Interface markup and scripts
====

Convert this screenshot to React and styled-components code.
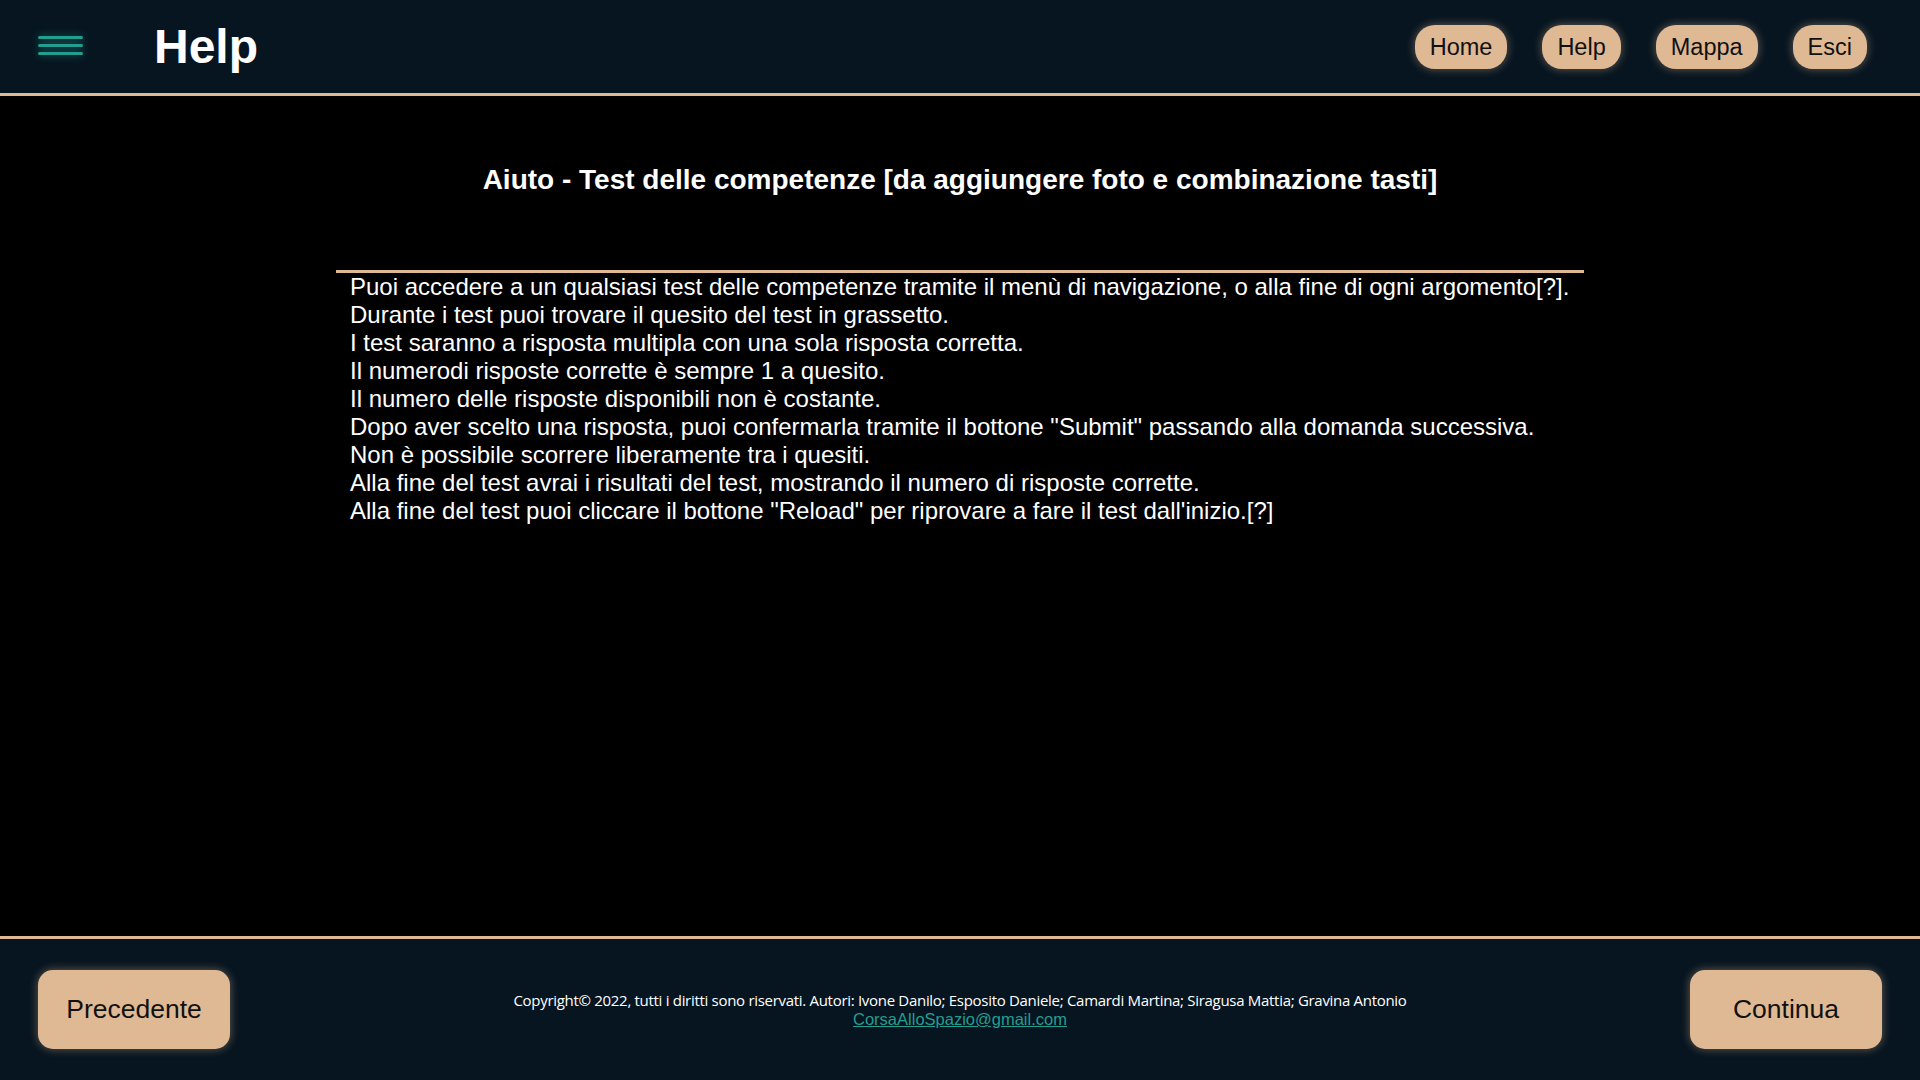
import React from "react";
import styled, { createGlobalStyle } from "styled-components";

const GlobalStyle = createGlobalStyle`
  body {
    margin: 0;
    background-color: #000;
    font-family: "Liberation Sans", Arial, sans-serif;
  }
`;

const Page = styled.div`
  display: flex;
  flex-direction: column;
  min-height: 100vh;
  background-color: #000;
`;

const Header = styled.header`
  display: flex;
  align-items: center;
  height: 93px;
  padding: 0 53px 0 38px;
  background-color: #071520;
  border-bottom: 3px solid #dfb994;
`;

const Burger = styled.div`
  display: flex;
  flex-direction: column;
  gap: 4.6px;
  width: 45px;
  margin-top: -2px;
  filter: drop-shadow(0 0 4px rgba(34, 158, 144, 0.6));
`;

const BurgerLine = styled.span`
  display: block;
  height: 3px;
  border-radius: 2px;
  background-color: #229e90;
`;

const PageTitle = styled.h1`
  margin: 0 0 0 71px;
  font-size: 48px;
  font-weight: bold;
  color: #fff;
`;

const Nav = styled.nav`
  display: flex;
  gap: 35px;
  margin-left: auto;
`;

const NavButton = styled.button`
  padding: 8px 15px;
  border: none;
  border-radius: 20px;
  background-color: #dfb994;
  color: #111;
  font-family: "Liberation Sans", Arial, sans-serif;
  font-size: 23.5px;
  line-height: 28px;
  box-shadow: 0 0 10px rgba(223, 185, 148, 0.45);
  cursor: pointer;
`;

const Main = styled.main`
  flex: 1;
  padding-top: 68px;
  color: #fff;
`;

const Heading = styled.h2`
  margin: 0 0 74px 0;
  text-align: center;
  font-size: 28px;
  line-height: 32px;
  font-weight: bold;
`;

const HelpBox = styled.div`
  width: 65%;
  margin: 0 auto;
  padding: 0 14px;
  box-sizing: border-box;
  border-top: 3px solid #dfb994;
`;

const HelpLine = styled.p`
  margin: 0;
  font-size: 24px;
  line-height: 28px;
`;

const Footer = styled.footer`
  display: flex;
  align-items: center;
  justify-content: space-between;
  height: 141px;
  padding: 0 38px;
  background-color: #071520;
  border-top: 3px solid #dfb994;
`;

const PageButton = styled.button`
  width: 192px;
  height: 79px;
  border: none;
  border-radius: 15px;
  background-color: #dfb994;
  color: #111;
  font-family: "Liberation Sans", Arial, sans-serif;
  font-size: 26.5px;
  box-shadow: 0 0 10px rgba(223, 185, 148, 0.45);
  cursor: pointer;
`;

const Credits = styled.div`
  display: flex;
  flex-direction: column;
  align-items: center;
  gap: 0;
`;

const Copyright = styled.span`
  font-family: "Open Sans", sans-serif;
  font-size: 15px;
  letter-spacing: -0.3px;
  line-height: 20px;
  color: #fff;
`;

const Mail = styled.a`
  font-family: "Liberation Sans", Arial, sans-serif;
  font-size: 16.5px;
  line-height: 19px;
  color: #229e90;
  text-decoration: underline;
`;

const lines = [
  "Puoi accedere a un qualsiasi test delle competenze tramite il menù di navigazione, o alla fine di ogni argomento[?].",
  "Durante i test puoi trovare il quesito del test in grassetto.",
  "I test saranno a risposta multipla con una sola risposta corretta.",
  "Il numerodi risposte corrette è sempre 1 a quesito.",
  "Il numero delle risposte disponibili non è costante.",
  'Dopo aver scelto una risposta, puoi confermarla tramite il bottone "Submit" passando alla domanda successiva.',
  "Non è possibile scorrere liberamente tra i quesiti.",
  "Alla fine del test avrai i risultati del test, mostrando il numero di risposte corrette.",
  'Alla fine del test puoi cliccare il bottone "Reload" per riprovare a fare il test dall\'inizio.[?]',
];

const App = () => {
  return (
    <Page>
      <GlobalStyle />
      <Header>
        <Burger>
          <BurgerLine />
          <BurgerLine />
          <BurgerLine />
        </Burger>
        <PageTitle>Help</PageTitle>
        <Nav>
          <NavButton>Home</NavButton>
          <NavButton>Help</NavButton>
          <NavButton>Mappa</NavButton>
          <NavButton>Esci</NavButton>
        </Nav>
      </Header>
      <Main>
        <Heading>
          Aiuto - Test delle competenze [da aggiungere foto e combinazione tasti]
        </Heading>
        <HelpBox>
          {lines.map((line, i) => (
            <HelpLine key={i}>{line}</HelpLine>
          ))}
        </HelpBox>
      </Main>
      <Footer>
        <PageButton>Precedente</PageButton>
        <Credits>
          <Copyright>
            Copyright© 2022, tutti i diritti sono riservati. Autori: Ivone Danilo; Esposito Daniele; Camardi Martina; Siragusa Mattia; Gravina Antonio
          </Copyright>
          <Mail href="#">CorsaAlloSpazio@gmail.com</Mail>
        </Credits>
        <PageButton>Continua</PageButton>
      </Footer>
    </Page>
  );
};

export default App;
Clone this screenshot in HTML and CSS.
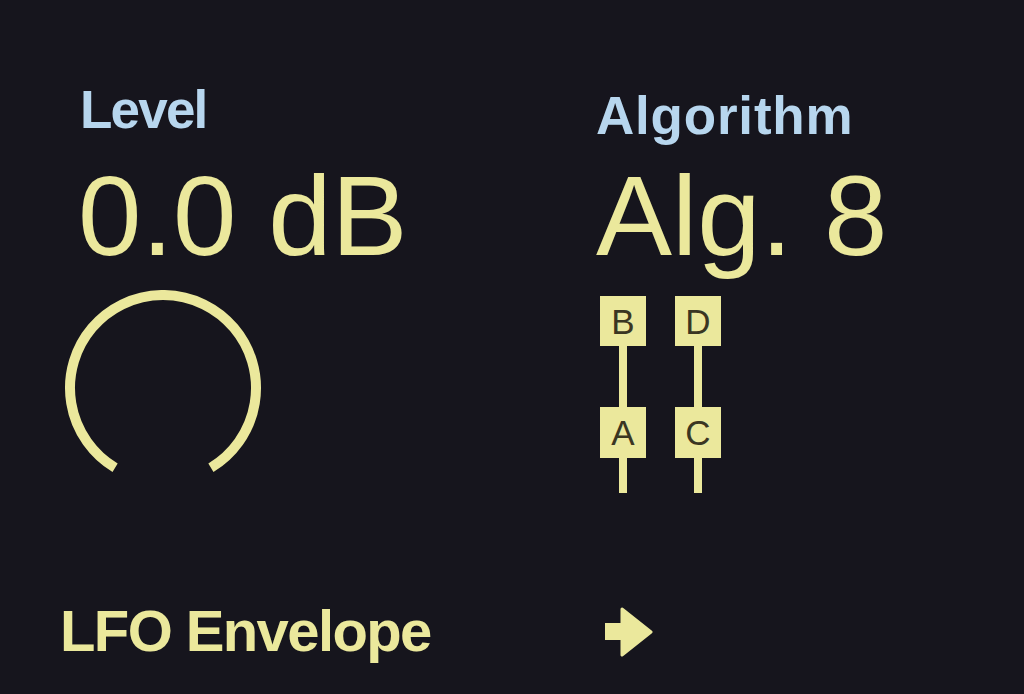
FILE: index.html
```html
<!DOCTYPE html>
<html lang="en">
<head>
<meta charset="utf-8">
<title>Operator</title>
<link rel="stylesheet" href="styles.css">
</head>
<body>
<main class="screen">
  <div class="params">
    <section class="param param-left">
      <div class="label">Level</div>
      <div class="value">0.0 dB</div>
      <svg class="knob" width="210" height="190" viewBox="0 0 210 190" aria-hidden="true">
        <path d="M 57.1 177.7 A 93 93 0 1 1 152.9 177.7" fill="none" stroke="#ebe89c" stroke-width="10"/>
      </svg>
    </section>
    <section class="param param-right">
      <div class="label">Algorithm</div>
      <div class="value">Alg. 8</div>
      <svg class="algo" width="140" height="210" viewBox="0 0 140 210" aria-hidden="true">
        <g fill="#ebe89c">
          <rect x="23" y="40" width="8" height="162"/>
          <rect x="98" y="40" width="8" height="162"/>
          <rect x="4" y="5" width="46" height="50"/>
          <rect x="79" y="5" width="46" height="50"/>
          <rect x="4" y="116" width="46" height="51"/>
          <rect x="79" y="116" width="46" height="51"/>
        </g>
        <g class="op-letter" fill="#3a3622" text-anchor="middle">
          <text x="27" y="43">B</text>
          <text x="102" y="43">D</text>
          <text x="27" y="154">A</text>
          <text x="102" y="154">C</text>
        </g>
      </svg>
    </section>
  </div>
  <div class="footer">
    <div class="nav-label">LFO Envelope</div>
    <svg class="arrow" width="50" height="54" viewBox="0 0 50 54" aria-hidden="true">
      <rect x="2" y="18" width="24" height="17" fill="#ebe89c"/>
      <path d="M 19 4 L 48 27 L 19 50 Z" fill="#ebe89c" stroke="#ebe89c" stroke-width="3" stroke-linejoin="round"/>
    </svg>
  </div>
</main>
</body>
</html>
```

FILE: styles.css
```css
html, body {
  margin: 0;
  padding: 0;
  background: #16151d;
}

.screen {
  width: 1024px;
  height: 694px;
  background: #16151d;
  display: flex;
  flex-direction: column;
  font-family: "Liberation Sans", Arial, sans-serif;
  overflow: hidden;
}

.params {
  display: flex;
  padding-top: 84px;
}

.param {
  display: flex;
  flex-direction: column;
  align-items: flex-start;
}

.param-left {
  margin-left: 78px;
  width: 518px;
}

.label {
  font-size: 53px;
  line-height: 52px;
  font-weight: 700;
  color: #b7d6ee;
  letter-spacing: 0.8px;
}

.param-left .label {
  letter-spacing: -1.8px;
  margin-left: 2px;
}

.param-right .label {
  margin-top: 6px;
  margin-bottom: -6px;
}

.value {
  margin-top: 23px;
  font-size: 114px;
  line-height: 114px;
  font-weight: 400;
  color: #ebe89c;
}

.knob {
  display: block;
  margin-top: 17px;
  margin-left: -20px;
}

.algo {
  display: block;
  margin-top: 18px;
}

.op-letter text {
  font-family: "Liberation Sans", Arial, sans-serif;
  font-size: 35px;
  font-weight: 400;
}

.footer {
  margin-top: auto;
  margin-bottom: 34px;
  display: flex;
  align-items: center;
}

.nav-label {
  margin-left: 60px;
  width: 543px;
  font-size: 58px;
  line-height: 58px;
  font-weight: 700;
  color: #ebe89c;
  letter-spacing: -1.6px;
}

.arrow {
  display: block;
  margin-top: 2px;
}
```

====

§ Task prompt:
Show the lines from the data above that contain the string "this".

§ Answer for the task:
Convert this screenshot to React and styled-components code.
Clone this screenshot in HTML and CSS.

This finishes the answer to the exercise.